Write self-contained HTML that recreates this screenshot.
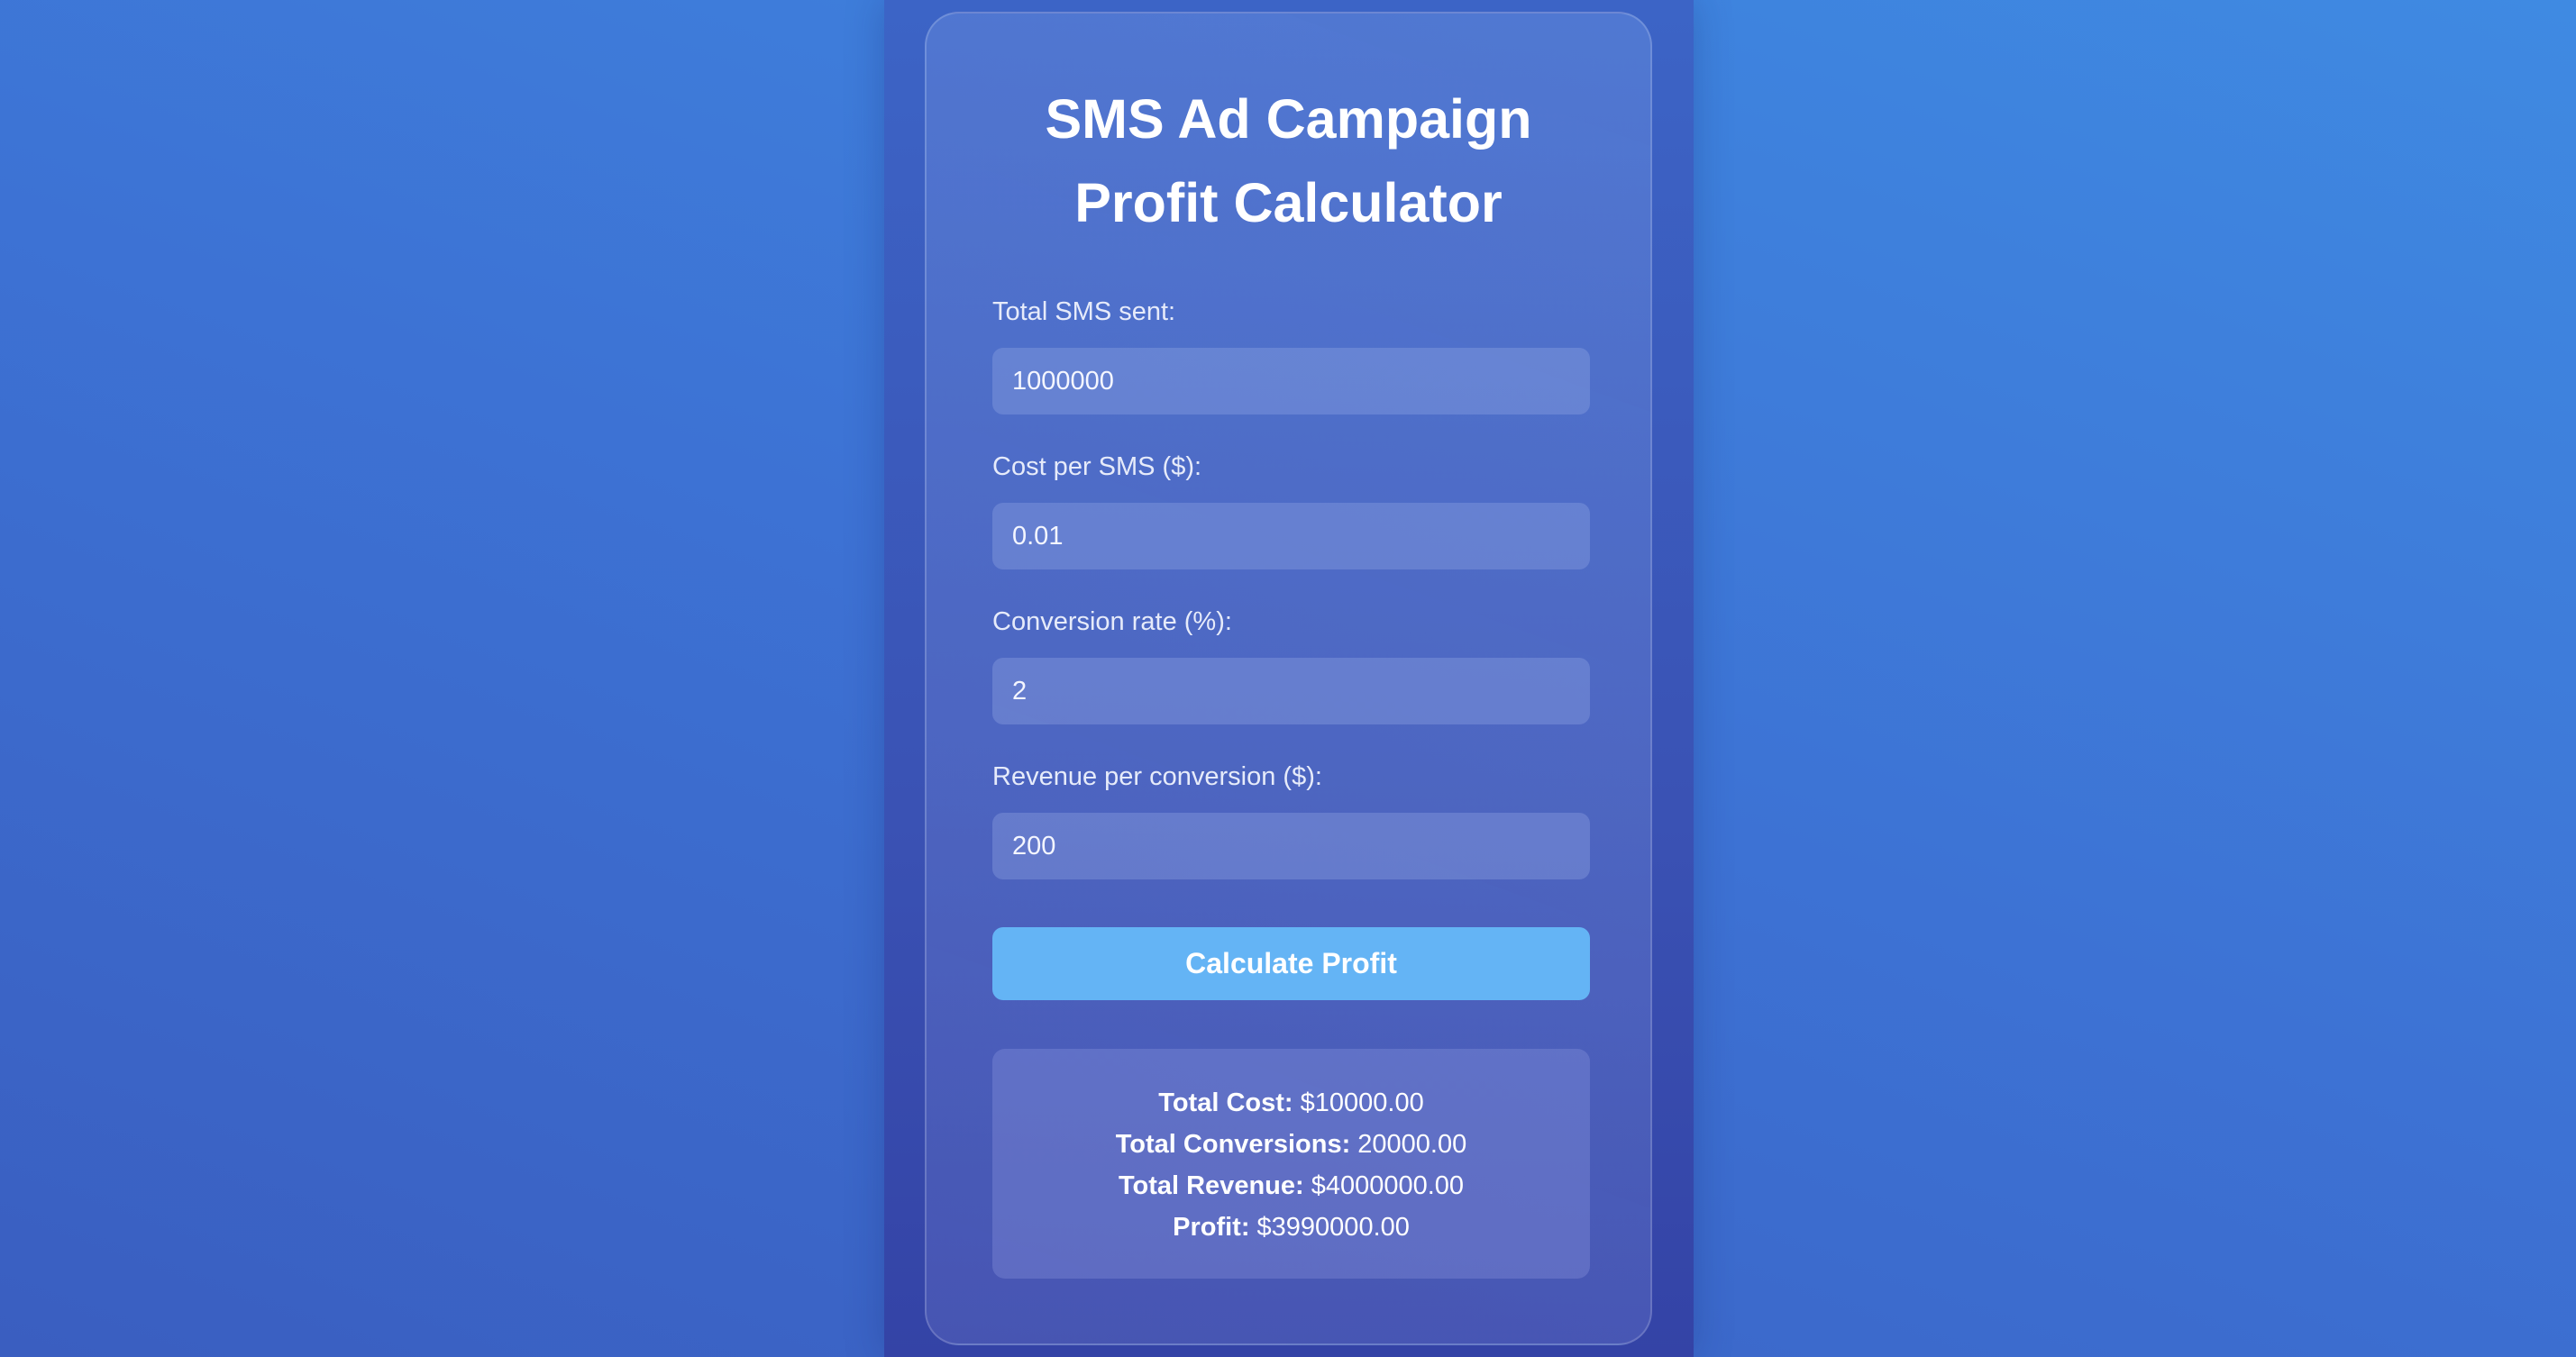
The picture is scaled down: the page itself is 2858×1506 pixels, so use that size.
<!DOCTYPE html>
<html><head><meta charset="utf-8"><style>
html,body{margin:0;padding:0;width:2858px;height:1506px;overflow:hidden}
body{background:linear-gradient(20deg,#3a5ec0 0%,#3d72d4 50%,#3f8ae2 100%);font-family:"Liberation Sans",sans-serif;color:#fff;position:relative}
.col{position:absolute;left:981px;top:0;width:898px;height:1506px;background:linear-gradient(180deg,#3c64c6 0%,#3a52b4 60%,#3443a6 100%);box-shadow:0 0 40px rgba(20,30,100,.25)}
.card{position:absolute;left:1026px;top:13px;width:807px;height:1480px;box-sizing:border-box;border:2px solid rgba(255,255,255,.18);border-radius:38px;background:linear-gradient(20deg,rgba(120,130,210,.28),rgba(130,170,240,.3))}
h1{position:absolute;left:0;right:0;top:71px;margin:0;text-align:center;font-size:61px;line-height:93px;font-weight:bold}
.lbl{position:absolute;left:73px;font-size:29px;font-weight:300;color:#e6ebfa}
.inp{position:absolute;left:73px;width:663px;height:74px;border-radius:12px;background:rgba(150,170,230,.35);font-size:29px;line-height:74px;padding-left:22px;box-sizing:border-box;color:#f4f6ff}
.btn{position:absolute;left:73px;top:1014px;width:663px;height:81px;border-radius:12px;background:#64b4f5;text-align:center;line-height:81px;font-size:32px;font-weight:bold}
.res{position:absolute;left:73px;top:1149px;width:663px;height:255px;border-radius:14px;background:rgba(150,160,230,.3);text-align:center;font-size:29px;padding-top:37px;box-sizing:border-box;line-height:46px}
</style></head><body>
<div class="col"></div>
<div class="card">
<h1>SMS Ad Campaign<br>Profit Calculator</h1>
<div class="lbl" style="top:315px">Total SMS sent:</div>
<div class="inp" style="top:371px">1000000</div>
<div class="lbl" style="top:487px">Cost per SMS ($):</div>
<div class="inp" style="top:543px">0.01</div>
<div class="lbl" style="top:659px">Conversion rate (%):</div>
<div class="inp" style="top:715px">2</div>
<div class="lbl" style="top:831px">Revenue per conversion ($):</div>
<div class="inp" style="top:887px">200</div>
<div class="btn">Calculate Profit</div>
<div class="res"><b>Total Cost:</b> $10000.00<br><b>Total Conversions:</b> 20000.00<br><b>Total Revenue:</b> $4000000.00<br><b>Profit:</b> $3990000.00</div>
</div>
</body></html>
------------------------------------------------
* **Directions**
Without including any pictures, reproduce the listing exactly.

* **Final result**
Write self-contained HTML that recreates this screenshot.
The picture is scaled down: the page itself is 2858×1506 pixels, so use that size.
<!DOCTYPE html>
<html><head><meta charset="utf-8"><style>
html,body{margin:0;padding:0;width:2858px;height:1506px;overflow:hidden}
body{background:linear-gradient(20deg,#3a5ec0 0%,#3d72d4 50%,#3f8ae2 100%);font-family:"Liberation Sans",sans-serif;color:#fff;position:relative}
.col{position:absolute;left:981px;top:0;width:898px;height:1506px;background:linear-gradient(180deg,#3c64c6 0%,#3a52b4 60%,#3443a6 100%);box-shadow:0 0 40px rgba(20,30,100,.25)}
.card{position:absolute;left:1026px;top:13px;width:807px;height:1480px;box-sizing:border-box;border:2px solid rgba(255,255,255,.18);border-radius:38px;background:linear-gradient(20deg,rgba(120,130,210,.28),rgba(130,170,240,.3))}
h1{position:absolute;left:0;right:0;top:71px;margin:0;text-align:center;font-size:61px;line-height:93px;font-weight:bold}
.lbl{position:absolute;left:73px;font-size:29px;font-weight:300;color:#e6ebfa}
.inp{position:absolute;left:73px;width:663px;height:74px;border-radius:12px;background:rgba(150,170,230,.35);font-size:29px;line-height:74px;padding-left:22px;box-sizing:border-box;color:#f4f6ff}
.btn{position:absolute;left:73px;top:1014px;width:663px;height:81px;border-radius:12px;background:#64b4f5;text-align:center;line-height:81px;font-size:32px;font-weight:bold}
.res{position:absolute;left:73px;top:1149px;width:663px;height:255px;border-radius:14px;background:rgba(150,160,230,.3);text-align:center;font-size:29px;padding-top:37px;box-sizing:border-box;line-height:46px}
</style></head><body>
<div class="col"></div>
<div class="card">
<h1>SMS Ad Campaign<br>Profit Calculator</h1>
<div class="lbl" style="top:315px">Total SMS sent:</div>
<div class="inp" style="top:371px">1000000</div>
<div class="lbl" style="top:487px">Cost per SMS ($):</div>
<div class="inp" style="top:543px">0.01</div>
<div class="lbl" style="top:659px">Conversion rate (%):</div>
<div class="inp" style="top:715px">2</div>
<div class="lbl" style="top:831px">Revenue per conversion ($):</div>
<div class="inp" style="top:887px">200</div>
<div class="btn">Calculate Profit</div>
<div class="res"><b>Total Cost:</b> $10000.00<br><b>Total Conversions:</b> 20000.00<br><b>Total Revenue:</b> $4000000.00<br><b>Profit:</b> $3990000.00</div>
</div>
</body></html>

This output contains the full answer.